▶ [Entries]:
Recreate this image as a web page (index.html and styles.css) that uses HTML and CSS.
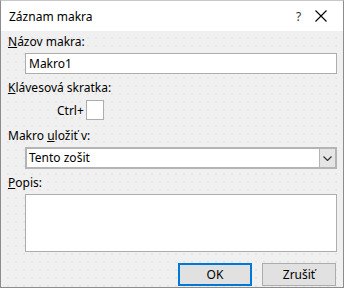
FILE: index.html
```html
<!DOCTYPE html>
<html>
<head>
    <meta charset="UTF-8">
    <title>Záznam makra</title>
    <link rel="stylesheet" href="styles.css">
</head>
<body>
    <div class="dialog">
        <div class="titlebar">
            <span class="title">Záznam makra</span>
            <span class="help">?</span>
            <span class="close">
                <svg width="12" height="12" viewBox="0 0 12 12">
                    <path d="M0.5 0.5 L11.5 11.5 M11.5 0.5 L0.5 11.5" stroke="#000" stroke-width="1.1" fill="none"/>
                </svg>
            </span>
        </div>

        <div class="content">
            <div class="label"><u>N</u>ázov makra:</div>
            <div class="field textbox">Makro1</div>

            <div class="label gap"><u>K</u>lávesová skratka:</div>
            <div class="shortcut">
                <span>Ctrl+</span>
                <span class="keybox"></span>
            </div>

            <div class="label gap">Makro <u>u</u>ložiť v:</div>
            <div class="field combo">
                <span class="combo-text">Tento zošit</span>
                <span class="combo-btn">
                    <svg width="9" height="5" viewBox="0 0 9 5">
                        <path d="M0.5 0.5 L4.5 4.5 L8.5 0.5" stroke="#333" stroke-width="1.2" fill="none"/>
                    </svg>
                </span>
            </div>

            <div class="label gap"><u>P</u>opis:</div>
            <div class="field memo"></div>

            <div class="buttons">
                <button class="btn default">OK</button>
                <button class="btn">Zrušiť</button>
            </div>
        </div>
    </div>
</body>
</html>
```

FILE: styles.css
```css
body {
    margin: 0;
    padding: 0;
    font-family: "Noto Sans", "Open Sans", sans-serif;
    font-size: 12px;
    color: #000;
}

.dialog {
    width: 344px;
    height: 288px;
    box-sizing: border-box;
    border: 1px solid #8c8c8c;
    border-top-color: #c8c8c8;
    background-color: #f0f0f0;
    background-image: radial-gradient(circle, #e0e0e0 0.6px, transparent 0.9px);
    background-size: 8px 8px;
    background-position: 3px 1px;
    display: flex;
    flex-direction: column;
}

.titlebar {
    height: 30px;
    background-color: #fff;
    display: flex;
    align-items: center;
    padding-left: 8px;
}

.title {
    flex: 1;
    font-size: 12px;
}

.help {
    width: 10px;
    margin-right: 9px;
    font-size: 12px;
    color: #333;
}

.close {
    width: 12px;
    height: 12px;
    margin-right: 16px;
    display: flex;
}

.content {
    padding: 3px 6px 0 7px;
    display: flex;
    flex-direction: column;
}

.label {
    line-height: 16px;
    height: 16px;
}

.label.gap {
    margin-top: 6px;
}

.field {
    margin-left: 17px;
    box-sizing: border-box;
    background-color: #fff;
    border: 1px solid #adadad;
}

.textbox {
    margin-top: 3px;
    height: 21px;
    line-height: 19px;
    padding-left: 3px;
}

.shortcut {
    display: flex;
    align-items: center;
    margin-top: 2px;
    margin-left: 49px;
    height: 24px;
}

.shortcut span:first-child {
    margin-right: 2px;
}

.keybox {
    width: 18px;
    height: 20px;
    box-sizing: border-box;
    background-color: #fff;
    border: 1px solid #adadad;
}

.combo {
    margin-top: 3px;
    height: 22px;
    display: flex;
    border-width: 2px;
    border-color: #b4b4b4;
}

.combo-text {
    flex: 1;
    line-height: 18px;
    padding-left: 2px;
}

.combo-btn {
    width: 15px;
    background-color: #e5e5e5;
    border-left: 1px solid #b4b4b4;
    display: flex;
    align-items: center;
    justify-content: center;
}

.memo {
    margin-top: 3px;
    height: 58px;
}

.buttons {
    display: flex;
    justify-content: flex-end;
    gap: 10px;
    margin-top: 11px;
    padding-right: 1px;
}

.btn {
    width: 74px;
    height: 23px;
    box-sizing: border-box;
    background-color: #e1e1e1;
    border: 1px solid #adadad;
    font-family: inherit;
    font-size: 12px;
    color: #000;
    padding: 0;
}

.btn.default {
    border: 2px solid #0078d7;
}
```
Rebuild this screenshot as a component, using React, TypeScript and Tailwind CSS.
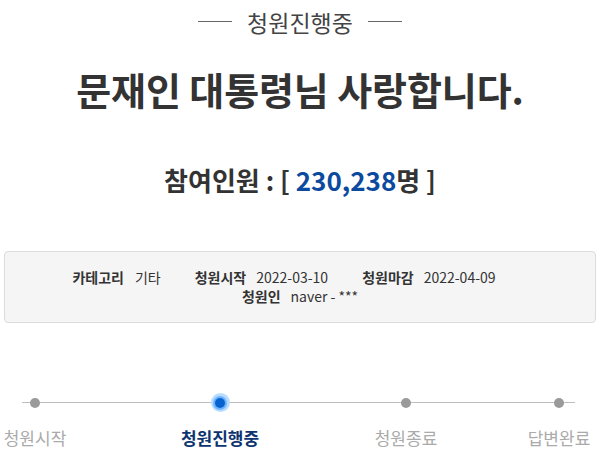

▶ [What you will do]:
Restate the whole of the material word for word without the pictures.

▶ [Task response]:
Recreate this image as a web page (index.html and styles.css) that uses HTML and CSS.
FILE: index.html
```html
<!DOCTYPE html>
<html>
<head>
    <meta charset="UTF-8">
    <title>Záznam makra</title>
    <link rel="stylesheet" href="styles.css">
</head>
<body>
    <div class="dialog">
        <div class="titlebar">
            <span class="title">Záznam makra</span>
            <span class="help">?</span>
            <span class="close">
                <svg width="12" height="12" viewBox="0 0 12 12">
                    <path d="M0.5 0.5 L11.5 11.5 M11.5 0.5 L0.5 11.5" stroke="#000" stroke-width="1.1" fill="none"/>
                </svg>
            </span>
        </div>

        <div class="content">
            <div class="label"><u>N</u>ázov makra:</div>
            <div class="field textbox">Makro1</div>

            <div class="label gap"><u>K</u>lávesová skratka:</div>
            <div class="shortcut">
                <span>Ctrl+</span>
                <span class="keybox"></span>
            </div>

            <div class="label gap">Makro <u>u</u>ložiť v:</div>
            <div class="field combo">
                <span class="combo-text">Tento zošit</span>
                <span class="combo-btn">
                    <svg width="9" height="5" viewBox="0 0 9 5">
                        <path d="M0.5 0.5 L4.5 4.5 L8.5 0.5" stroke="#333" stroke-width="1.2" fill="none"/>
                    </svg>
                </span>
            </div>

            <div class="label gap"><u>P</u>opis:</div>
            <div class="field memo"></div>

            <div class="buttons">
                <button class="btn default">OK</button>
                <button class="btn">Zrušiť</button>
            </div>
        </div>
    </div>
</body>
</html>
```

FILE: styles.css
```css
body {
    margin: 0;
    padding: 0;
    font-family: "Noto Sans", "Open Sans", sans-serif;
    font-size: 12px;
    color: #000;
}

.dialog {
    width: 344px;
    height: 288px;
    box-sizing: border-box;
    border: 1px solid #8c8c8c;
    border-top-color: #c8c8c8;
    background-color: #f0f0f0;
    background-image: radial-gradient(circle, #e0e0e0 0.6px, transparent 0.9px);
    background-size: 8px 8px;
    background-position: 3px 1px;
    display: flex;
    flex-direction: column;
}

.titlebar {
    height: 30px;
    background-color: #fff;
    display: flex;
    align-items: center;
    padding-left: 8px;
}

.title {
    flex: 1;
    font-size: 12px;
}

.help {
    width: 10px;
    margin-right: 9px;
    font-size: 12px;
    color: #333;
}

.close {
    width: 12px;
    height: 12px;
    margin-right: 16px;
    display: flex;
}

.content {
    padding: 3px 6px 0 7px;
    display: flex;
    flex-direction: column;
}

.label {
    line-height: 16px;
    height: 16px;
}

.label.gap {
    margin-top: 6px;
}

.field {
    margin-left: 17px;
    box-sizing: border-box;
    background-color: #fff;
    border: 1px solid #adadad;
}

.textbox {
    margin-top: 3px;
    height: 21px;
    line-height: 19px;
    padding-left: 3px;
}

.shortcut {
    display: flex;
    align-items: center;
    margin-top: 2px;
    margin-left: 49px;
    height: 24px;
}

.shortcut span:first-child {
    margin-right: 2px;
}

.keybox {
    width: 18px;
    height: 20px;
    box-sizing: border-box;
    background-color: #fff;
    border: 1px solid #adadad;
}

.combo {
    margin-top: 3px;
    height: 22px;
    display: flex;
    border-width: 2px;
    border-color: #b4b4b4;
}

.combo-text {
    flex: 1;
    line-height: 18px;
    padding-left: 2px;
}

.combo-btn {
    width: 15px;
    background-color: #e5e5e5;
    border-left: 1px solid #b4b4b4;
    display: flex;
    align-items: center;
    justify-content: center;
}

.memo {
    margin-top: 3px;
    height: 58px;
}

.buttons {
    display: flex;
    justify-content: flex-end;
    gap: 10px;
    margin-top: 11px;
    padding-right: 1px;
}

.btn {
    width: 74px;
    height: 23px;
    box-sizing: border-box;
    background-color: #e1e1e1;
    border: 1px solid #adadad;
    font-family: inherit;
    font-size: 12px;
    color: #000;
    padding: 0;
}

.btn.default {
    border: 2px solid #0078d7;
}
```
Rebuild this screenshot as a component, using React, TypeScript and Tailwind CSS.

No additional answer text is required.